══ Excerpted records ══

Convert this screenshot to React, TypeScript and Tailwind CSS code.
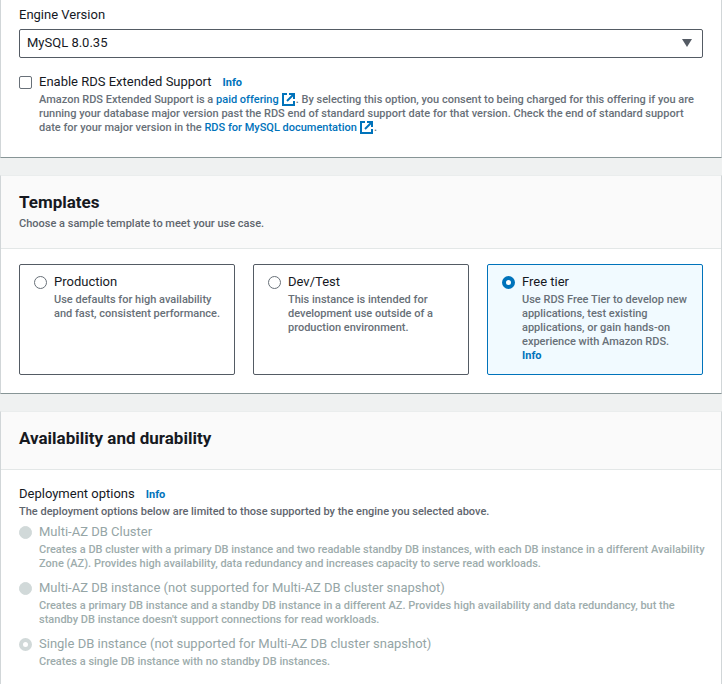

═══
══ Excerpted records ══

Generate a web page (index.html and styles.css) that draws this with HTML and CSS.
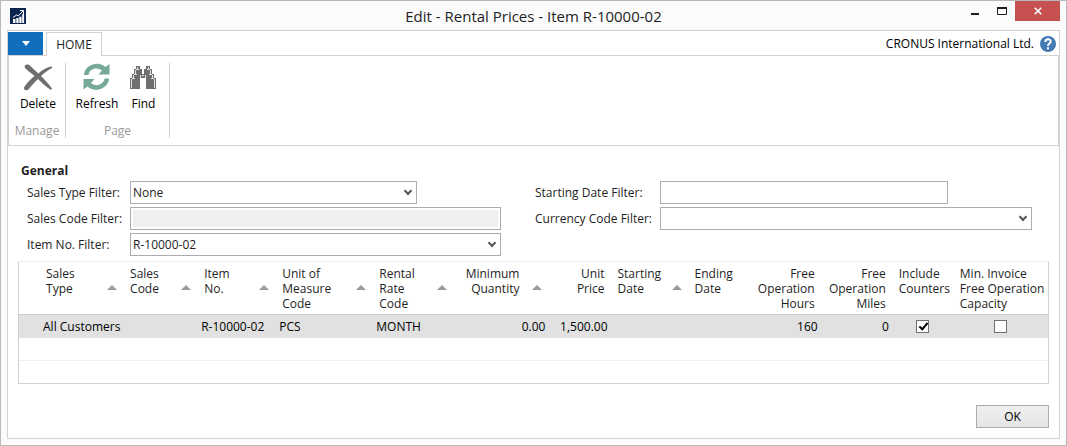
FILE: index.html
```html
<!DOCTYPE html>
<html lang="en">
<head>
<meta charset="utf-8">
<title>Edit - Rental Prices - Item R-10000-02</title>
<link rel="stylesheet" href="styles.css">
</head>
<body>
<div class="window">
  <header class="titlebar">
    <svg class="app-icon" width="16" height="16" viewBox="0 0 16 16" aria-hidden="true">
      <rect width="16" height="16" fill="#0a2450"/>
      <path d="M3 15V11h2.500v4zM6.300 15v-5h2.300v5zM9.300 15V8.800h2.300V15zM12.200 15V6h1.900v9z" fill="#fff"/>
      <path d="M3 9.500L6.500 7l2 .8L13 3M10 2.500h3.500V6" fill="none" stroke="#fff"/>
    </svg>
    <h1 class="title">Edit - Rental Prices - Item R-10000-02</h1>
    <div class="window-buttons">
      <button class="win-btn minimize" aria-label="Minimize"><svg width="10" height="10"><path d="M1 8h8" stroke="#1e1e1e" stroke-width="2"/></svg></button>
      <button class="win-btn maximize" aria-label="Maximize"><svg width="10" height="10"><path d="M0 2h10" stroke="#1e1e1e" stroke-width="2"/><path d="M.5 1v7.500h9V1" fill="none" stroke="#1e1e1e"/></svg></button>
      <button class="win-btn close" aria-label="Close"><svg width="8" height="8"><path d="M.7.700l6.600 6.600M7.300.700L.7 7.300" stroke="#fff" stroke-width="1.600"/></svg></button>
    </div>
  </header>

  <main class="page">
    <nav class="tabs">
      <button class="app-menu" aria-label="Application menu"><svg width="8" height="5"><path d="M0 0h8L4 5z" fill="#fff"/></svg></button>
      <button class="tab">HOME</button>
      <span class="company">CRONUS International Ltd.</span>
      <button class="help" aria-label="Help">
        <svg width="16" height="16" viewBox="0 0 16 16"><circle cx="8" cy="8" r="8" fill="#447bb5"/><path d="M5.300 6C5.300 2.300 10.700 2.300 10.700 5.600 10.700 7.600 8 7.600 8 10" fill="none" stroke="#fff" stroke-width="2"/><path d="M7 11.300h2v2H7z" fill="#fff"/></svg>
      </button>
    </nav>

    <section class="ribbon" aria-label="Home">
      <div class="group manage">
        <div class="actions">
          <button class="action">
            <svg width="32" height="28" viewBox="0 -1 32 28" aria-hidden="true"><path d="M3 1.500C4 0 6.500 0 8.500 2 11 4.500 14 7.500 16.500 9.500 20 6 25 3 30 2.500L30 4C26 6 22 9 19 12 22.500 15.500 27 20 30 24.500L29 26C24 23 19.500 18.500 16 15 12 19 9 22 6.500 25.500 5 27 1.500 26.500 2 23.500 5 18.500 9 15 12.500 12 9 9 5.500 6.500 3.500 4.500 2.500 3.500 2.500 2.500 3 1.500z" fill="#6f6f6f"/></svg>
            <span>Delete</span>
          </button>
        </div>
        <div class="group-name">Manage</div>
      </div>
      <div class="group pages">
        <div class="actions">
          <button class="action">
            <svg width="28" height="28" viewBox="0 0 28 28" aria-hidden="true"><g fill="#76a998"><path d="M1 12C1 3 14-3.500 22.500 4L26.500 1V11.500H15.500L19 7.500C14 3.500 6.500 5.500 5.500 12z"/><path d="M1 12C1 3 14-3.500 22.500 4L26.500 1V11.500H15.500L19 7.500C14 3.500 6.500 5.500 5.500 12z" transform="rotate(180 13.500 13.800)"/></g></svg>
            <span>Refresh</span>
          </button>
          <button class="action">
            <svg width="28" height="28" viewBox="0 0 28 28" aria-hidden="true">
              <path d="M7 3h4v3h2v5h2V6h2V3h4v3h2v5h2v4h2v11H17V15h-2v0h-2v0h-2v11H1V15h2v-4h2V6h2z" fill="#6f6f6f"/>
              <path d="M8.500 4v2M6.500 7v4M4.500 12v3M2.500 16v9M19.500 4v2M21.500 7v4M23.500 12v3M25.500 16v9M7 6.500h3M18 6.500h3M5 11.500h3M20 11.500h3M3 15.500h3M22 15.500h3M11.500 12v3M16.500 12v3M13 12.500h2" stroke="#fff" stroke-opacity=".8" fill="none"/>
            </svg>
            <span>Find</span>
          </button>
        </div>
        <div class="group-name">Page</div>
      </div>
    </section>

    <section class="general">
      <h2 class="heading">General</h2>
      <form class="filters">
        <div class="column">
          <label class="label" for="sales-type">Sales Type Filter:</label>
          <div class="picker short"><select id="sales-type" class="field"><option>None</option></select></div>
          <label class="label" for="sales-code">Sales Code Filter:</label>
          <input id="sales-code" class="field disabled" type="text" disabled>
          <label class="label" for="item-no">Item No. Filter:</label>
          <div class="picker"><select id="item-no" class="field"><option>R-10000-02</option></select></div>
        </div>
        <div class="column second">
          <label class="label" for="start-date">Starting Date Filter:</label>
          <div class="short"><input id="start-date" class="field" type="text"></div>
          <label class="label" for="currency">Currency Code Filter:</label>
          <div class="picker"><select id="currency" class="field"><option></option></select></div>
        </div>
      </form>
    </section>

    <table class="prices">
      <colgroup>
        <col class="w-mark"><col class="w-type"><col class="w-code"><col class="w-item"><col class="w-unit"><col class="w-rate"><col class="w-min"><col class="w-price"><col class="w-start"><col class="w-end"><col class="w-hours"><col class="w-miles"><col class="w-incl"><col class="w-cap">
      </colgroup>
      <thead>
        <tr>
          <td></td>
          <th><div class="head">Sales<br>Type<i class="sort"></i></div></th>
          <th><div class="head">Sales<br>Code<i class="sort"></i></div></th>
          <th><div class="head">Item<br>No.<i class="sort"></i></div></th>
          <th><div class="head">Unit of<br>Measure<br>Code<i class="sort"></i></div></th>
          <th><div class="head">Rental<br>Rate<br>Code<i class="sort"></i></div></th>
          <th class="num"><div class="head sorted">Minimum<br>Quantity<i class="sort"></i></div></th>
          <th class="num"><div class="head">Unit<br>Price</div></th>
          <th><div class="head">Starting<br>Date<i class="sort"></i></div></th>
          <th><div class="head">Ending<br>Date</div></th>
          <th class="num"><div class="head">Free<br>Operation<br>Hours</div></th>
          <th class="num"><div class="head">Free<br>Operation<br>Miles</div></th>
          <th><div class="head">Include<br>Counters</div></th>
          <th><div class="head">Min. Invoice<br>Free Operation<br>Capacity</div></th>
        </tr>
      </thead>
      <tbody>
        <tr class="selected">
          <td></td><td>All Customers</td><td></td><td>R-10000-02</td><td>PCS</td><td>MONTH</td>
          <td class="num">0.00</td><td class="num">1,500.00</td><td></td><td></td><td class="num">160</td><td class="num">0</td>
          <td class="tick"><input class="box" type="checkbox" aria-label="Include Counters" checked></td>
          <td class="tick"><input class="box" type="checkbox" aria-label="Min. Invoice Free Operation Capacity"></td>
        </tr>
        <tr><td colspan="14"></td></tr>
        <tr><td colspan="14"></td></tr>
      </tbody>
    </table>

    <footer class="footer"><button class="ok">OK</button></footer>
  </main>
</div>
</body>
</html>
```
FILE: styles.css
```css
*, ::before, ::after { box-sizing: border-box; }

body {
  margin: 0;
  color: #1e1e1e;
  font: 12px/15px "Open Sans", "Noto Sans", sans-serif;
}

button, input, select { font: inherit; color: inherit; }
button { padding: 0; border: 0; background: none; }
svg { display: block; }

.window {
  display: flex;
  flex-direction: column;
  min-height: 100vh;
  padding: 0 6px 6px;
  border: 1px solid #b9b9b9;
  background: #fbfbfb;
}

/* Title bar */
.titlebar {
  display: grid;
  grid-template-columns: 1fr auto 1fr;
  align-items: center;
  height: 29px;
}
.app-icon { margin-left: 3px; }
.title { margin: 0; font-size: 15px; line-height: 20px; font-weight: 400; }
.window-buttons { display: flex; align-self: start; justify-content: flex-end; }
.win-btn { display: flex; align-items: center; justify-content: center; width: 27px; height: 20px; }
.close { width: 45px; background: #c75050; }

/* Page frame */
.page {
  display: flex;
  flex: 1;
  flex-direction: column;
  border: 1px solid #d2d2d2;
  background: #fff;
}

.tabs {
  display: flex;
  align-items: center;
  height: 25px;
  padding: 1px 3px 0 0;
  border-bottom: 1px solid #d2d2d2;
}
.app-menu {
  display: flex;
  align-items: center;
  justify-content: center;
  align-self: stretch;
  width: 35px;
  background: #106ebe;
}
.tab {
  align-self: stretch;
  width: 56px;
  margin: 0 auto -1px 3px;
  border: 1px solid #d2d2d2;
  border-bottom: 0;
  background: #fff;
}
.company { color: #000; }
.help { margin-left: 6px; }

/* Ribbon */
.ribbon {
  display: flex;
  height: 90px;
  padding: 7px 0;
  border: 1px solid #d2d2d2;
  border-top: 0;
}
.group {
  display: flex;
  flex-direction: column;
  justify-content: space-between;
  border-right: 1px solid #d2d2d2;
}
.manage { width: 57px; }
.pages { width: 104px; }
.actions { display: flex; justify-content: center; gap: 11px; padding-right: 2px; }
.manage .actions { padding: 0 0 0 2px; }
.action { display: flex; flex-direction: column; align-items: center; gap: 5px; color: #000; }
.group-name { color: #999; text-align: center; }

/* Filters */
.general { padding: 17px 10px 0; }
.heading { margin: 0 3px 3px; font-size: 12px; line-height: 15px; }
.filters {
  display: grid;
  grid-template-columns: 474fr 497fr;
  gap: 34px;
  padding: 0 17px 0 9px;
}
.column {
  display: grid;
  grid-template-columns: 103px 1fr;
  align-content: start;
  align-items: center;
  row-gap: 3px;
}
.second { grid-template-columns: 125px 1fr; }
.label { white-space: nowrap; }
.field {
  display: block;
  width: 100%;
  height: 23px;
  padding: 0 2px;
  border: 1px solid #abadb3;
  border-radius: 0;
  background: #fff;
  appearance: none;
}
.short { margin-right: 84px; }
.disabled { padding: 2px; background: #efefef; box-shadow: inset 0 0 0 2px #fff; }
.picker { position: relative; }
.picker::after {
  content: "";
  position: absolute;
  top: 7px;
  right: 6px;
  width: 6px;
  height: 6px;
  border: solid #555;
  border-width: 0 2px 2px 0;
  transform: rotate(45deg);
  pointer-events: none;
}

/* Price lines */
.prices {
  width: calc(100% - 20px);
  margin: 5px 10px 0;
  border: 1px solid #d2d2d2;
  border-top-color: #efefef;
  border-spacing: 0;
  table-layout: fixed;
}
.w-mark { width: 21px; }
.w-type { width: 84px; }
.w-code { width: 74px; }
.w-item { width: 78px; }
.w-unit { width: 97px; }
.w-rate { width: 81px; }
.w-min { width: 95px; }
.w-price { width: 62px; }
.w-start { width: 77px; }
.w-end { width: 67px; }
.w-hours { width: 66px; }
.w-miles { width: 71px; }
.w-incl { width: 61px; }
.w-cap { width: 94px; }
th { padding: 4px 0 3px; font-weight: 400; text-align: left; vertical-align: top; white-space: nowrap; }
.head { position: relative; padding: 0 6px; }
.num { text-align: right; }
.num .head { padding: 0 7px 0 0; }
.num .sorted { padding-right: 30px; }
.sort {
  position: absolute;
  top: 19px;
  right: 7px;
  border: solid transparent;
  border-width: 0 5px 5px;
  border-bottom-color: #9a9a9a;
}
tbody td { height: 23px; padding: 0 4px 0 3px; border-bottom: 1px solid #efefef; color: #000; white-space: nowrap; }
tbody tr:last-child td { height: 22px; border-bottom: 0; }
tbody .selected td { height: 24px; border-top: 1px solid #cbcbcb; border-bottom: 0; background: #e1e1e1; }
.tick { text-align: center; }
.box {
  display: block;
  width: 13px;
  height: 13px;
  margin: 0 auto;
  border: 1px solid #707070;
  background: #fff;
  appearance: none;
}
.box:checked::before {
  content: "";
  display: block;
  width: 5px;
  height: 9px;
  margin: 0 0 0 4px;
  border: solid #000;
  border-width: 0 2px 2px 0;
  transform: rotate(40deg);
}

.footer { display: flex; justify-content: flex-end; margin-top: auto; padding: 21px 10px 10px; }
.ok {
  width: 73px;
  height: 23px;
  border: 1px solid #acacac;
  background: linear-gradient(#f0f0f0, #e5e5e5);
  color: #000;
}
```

═══

Every line of the listing that holds "this" is to be counted; give only the resulting number.

2